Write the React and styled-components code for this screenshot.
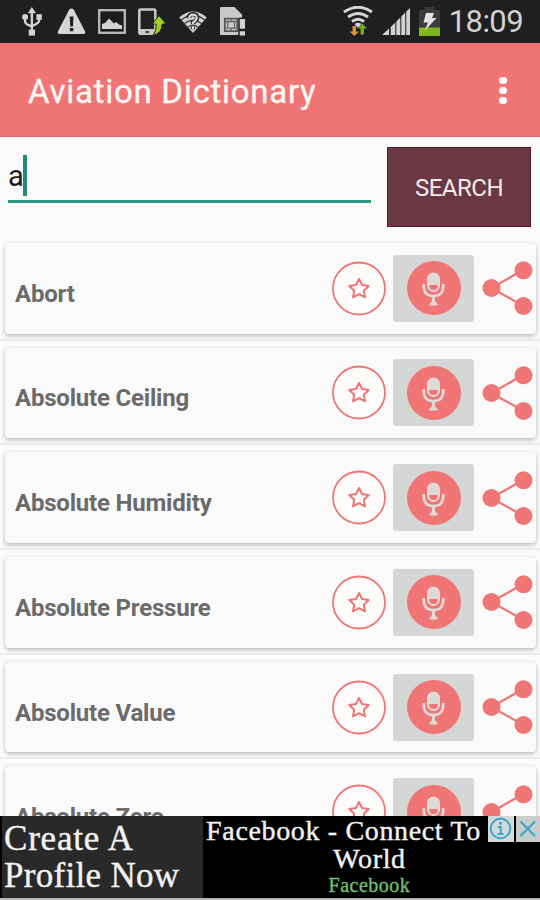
import React, { useState } from 'react';
import styled, { createGlobalStyle } from 'styled-components';

const CORAL = '#f07575';

const GlobalStyle = createGlobalStyle`
  * {
    box-sizing: border-box;
  }

  body {
    margin: 0;
    background: #fafafa;
    font-family: Roboto, "Liberation Sans", sans-serif;
  }
`;

const Screen = styled.div`
  display: flex;
  flex-direction: column;
  width: 540px;
  height: 900px;
  overflow: hidden;
  background: #fafafa;
`;

const StatusBar = styled.header`
  flex: none;
  display: flex;
  align-items: center;
  justify-content: space-between;
  height: 43px;
  padding: 0 17px 0 21px;
  background: #1f1f1f;
`;

const StatusGroup = styled.div`
  display: flex;
  align-items: center;
  gap: ${props => props.$gap}px;
  height: 43px;

  svg {
    display: block;
  }
`;

const Clock = styled.span`
  color: #d2d2d2;
  font-size: 31px;
  letter-spacing: -0.6px;
  line-height: 42px;
`;

const Toolbar = styled.div`
  flex: none;
  display: flex;
  align-items: center;
  justify-content: space-between;
  height: 94px;
  padding: 0 28px;
  background: ${CORAL};
  border-bottom: 1px solid #e66e70;
`;

const Title = styled.h1`
  margin: 5px 0 0;
  color: #fff8f5;
  font-size: 33px;
  font-weight: 400;
  letter-spacing: 0.73px;
  line-height: 40px;
  -webkit-text-stroke: 0.3px #fff8f5;
`;

const MenuButton = styled.button`
  display: flex;
  flex-direction: column;
  align-items: center;
  gap: 2.800px;
  width: 18px;
  margin-top: 2px;
  padding: 0;
  border: 0;
  background: none;
`;

const Dot = styled.span`
  width: 7.4px;
  height: 7.4px;
  border-radius: 50%;
  background: #fffdfb;
`;

const SearchRow = styled.form`
  flex: none;
  display: flex;
  height: 99px;
  padding: 10px 9px 0 8px;
`;

const Field = styled.div`
  display: flex;
  align-items: center;
  width: 363px;
  height: 56px;
  margin-right: 16px;
  border-bottom: 3px solid #2f9a84;
`;

const Query = styled.span`
  margin-top: 5px;
  color: #1c1c1c;
  font-size: 29px;
  letter-spacing: -0.8px;
  line-height: 40px;
`;

const Caret = styled.span`
  width: 4px;
  height: 41px;
  margin-top: 3px;
  background: #1f8a76;
`;

const SearchButton = styled.button`
  width: 144px;
  height: 80px;
  padding: 2px 0 0;
  border: 1px solid #571c30;
  background: #693842;
  color: #f5ebeb;
  font-family: inherit;
  font-size: 24px;
  letter-spacing: -0.5px;
`;

const List = styled.main`
  flex: 1;
  min-height: 0;
  overflow: hidden;
`;

const Row = styled.div`
  height: 104.7px;
  padding: 7px 4px 0 5px;
  border-bottom: 2px solid #ececec;
`;

const Card = styled.div`
  display: flex;
  align-items: center;
  height: 90.5px;
  padding-left: 10px;
  border-radius: 4px;
  background: #fafafa;
  box-shadow: 0 2px 4px rgba(0, 0, 0, 0.24), 0 0 2px rgba(0, 0, 0, 0.08);

  svg {
    display: block;
  }
`;

const Term = styled.span`
  flex: 1;
  margin-top: 11px;
  color: #6b6b6b;
  font-size: 24px;
  font-weight: 700;
  letter-spacing: -0.2px;
`;

const MicButton = styled.button`
  display: flex;
  align-items: center;
  justify-content: center;
  width: 81px;
  height: 67px;
  margin: 0 8px 0 7px;
  padding: 0;
  border: 0;
  border-radius: 3px;
  background: #d5d7d6;
`;

const AdBanner = styled.footer`
  flex: none;
  position: relative;
  display: flex;
  height: 84px;
  padding-left: 2px;
  border-bottom: 2px solid #b9b9b9;
  background: #000;
  color: #f2f2f2;
  font-family: "Liberation Serif", serif;
  -webkit-text-stroke-width: 0.4px;
`;

const AdHeadline = styled.div`
  width: 201px;
  padding: 4px 0 0 2px;
  background: #292929;
  font-size: 35px;
  line-height: 37px;
  white-space: nowrap;
`;

const HeadlineLine = styled.div`
  letter-spacing: ${props => props.$spacing}px;
`;

const AdBody = styled.div`
  flex: 1;
  display: flex;
  flex-direction: column;
  align-items: center;
  white-space: nowrap;
`;

const AdTitle = styled.div`
  width: 334px;
  padding-top: 1px;
  text-align: center;
  font-size: 28px;
  line-height: 28px;
  letter-spacing: 0.65px;
`;

const AdTitleLine = styled.div`
  padding-right: ${props => props.$shift}px;
`;

const Advertiser = styled.div`
  margin-top: 1px;
  padding-right: 4px;
  color: #6fbd72;
  font-size: 20px;
  line-height: 22px;
  letter-spacing: 0.5px;
`;

const AdControls = styled.div`
  position: absolute;
  top: 0;
  right: 0;
  display: flex;
  gap: 2px;

  svg {
    display: block;
  }
`;

const UsbIcon = () => (
  <svg width="24" height="29" viewBox="0 0 24 32" preserveAspectRatio="xMinYMid meet" fill="none" stroke="#d3d3d3" strokeWidth="2.600">
    <path d="M12 6v20M4.500 12v4q0 3 7.500 5.500M20 10v5q0 3-8 6" />
    <path d="M12 0l4.500 7h-9zM17 8h6v6h-6z" fill="#d3d3d3" stroke="none" />
    <circle cx="4.500" cy="11" r="3.300" fill="#d3d3d3" stroke="none" />
    <path d="M8.500 25h7v6.500h-7z" fill="#d3d3d3" stroke="none" />
  </svg>
);

const WarningIcon = () => (
  <svg width="29" height="27" viewBox="0 0 31 29">
    <path d="M13 2q2.500-3 5 0l12 23q1 3-2 3H3q-3 0-2-3z" fill="#d6d6d6" />
    <path d="M13.500 9h4.200l-.7 11h-2.800zM13.700 21.500h3.800v3.500h-3.800z" fill="#222" />
  </svg>
);

const GalleryIcon = () => (
  <svg width="28" height="25" viewBox="0 0 28 25">
    <rect x="1.200" y="1.200" width="25.600" height="22.600" fill="#1c1c1c" stroke="#b5b5b5" strokeWidth="2.400" />
    <path d="M4 20v-5l3-1 4-4.500 5 5 2-1.500 3 2.500 3 1v3.500z" fill="#d3d3d3" />
  </svg>
);

const TransferIcon = () => (
  <svg width="28" height="28" viewBox="0 0 28 28">
    <rect x="1.300" y="1.500" width="16" height="24" rx="1" fill="#222" stroke="#c6c6c6" strokeWidth="2.600" />
    <path d="M1 21h17v6H1z" fill="#c6c6c6" />
    <path d="M7.500 23h3.500v2H7.500z" fill="#444" />
    <path d="M21 7.500l7.200 8.500h-4q0 9.500-9.700 11.500 4-4 3.500-11.500h-4z" fill="#9fd112" stroke="#1f1f1f" strokeWidth="1" />
  </svg>
);

const WifiUnknownIcon = () => (
  <svg width="30" height="22" viewBox="0 0 30 24">
    <path d="M0 7Q15-6 30 7L15 24z" fill="#d0d0d0" />
    <path d="M2 10q13-11 26 0M5 14q10-8 20 0M9 18q6-5 12 0" fill="none" stroke="#242424" strokeWidth="1.100" />
    <path d="M10.500 8q0-4.500 4.500-4.500t4.500 4q0 2.500-4.500 5v2M15 17v3" fill="none" stroke="#242424" strokeWidth="4.600" />
    <path d="M10.800 8.500q0-4.500 4.200-4.500t4 3.500q0 2.500-4 5v2M15 17v3" fill="none" stroke="#d8d8d8" strokeWidth="2.400" />
  </svg>
);

const SimAlertIcon = () => (
  <svg width="26" height="29" viewBox="0 0 27 30">
    <path d="M0 1q0-1 1-1h14l8 8v21H1q-1 0-1-1z" fill="#c9c9c9" />
    <path d="M5 12h13v13H5z" fill="none" stroke="#555" strokeWidth="1.800" />
    <path d="M8 15h7v7H8zM5 15h3M5 22h3M15 15h3M15 22h3M11.500 12v3M11.500 22v3" fill="none" stroke="#666" strokeWidth="1.300" />
    <path d="M19 11h8v19h-8z" fill="#1f1f1f" />
    <path d="M20.500 12.500h5.500v10h-5.500zM20.500 25h5.500v4.500h-5.500z" fill="#d3d3d3" />
  </svg>
);

const WifiIcon = () => (
  <svg width="30" height="31" viewBox="0 0 30 31" fill="none" stroke="#d6d6d6" strokeWidth="3">
    <path d="M1 6q14-9.500 28 0M5 11q10-7 20 0M9 15.500q6-4.500 12 0" />
    <path d="M11.500 18q3.500-2.500 7 0L15 22z" fill="#d6d6d6" stroke="none" />
    <path d="M9.500 20h3.500v5.500h3l-4.700 4.500-4.800-4.500h3z" fill="#dd9438" stroke="none" />
    <path d="M17.500 28.500v-6h-2.500l4.500-5 4.500 5h-3v6z" fill="#79a820" stroke="none" />
  </svg>
);

const SignalIcon = () => (
  <svg width="28" height="28" viewBox="0 0 28 28" fill="#d2d2d2">
    <path d="M0 27l7-6.500v6.500zM8.700 19l4.600-4.500v12.500H8.700zM14.300 13.500l4-4V27h-4zM19.300 8.500l4-4V27h-4zM24.300 3.500L28 0v27h-3.700z" />
  </svg>
);

const BatteryIcon = () => (
  <svg width="21" height="29" viewBox="0 0 21 29">
    <path d="M6 0h9v3h6v26H0V3h6z" fill="#3b3b3b" />
    <path d="M0 20.500h21V29H0z" fill="#7fb51a" />
    <path d="M7 6h8l-2 5h4.500L5.500 24l3.500-8.500H4.500z" fill="#e2e2e2" />
  </svg>
);

const StarIcon = () => (
  <svg width="54" height="55" viewBox="0 0 54 55" fill="none" stroke={CORAL}>
    <circle cx="27" cy="27.500" r="26" fill="#fdfcfb" strokeWidth="1.800" />
    <path
      d="M27 18l3 6 6.700 1-4.900 4.700 1.200 6.700-6-3.200-6 3.200 1.200-6.700-4.900-4.700 6.700-1z"
      strokeWidth="2"
      strokeLinejoin="round"
    />
  </svg>
);

const MicIcon = () => (
  <svg width="54" height="54" viewBox="0 0 54 54">
    <circle cx="27" cy="27" r="27" fill={CORAL} />
    <rect x="20" y="11.500" width="13" height="19.500" rx="6.500" fill="#dedad8" />
    <path d="M22.300 24h8.400v1q0 4-4.200 4t-4.200-4z" fill={CORAL} />
    <path d="M16.800 23v2.500q0 9.500 9.700 9.500t9.700-9.500V23" fill="none" stroke="#dedad8" strokeWidth="2.600" />
    <path d="M25 35h3v5l2.500 3v1.500h-8V43l2.500-3z" fill="#dedad8" />
  </svg>
);

const ShareIcon = () => (
  <svg width="54" height="56" viewBox="0 0 54 56" fill={CORAL}>
    <path d="M41.500 9.800L9.500 28l32 18" fill="none" stroke={CORAL} strokeWidth="2.200" />
    <circle cx="9.500" cy="28" r="9" />
    <circle cx="41.500" cy="10.300" r="9" />
    <circle cx="41.500" cy="46" r="9" />
  </svg>
);

const AdInfoIcon = () => (
  <svg width="26" height="26" viewBox="0 0 26 26" fill="none" stroke="#2fa9c9">
    <path d="M0 0h26v26H0z" fill="#d4d8d8" stroke="none" />
    <circle cx="12.500" cy="12.500" r="9.800" strokeWidth="1.800" />
    <path d="M10 11h2.700v7M9.500 18h6" strokeWidth="1.800" />
    <circle cx="12.500" cy="7.200" r="1.500" fill="#2fa9c9" stroke="none" />
  </svg>
);

const AdCloseIcon = () => (
  <svg width="24" height="26" viewBox="0 0 24 26">
    <path d="M0 0h24v26H0z" fill="#cbcdcd" />
    <path d="M4.500 5.500l14.500 14.500M19 5.500L4.500 20" fill="none" stroke="#35a9c9" strokeWidth="2.200" />
  </svg>
);

const terms = [
  'Abort',
  'Absolute Ceiling',
  'Absolute Humidity',
  'Absolute Pressure',
  'Absolute Value',
  'Absolute Zero',
];

const App = () => {
  const [query] = useState('a');

  return (
    <Screen>
      <GlobalStyle />
      <StatusBar>
        <StatusGroup $gap={12}>
          <UsbIcon />
          <WarningIcon />
          <GalleryIcon />
          <TransferIcon />
          <WifiUnknownIcon />
          <SimAlertIcon />
        </StatusGroup>
        <StatusGroup $gap={9}>
          <WifiIcon />
          <SignalIcon />
          <BatteryIcon />
          <Clock>18:09</Clock>
        </StatusGroup>
      </StatusBar>

      <Toolbar>
        <Title>Aviation Dictionary</Title>
        <MenuButton aria-label="More options">
          <Dot />
          <Dot />
          <Dot />
        </MenuButton>
      </Toolbar>

      <SearchRow onSubmit={(e) => e.preventDefault()}>
        <Field>
          <Query>{query}</Query>
          <Caret />
        </Field>
        <SearchButton>SEARCH</SearchButton>
      </SearchRow>

      {/* Matching terms */}
      <List>
        {terms.map((term) => (
          <Row key={term}>
            <Card>
              <Term>{term}</Term>
              <StarIcon />
              <MicButton aria-label={`Pronounce ${term}`}>
                <MicIcon />
              </MicButton>
              <ShareIcon />
            </Card>
          </Row>
        ))}
      </List>

      <AdBanner>
        <AdHeadline>
          <HeadlineLine $spacing={0.8}>Create A</HeadlineLine>
          <HeadlineLine $spacing={0.3}>Profile Now</HeadlineLine>
        </AdHeadline>
        <AdBody>
          <AdTitle>
            <AdTitleLine $shift={56}>Facebook - Connect To</AdTitleLine>
            <AdTitleLine $shift={4}>World</AdTitleLine>
          </AdTitle>
          <Advertiser>Facebook</Advertiser>
        </AdBody>
        <AdControls>
          <AdInfoIcon />
          <AdCloseIcon />
        </AdControls>
      </AdBanner>
    </Screen>
  );
};

export default App;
#####
What you are asked to do
A single figure is required: the number of lines above in which the word "components" occurs.

Task solution
2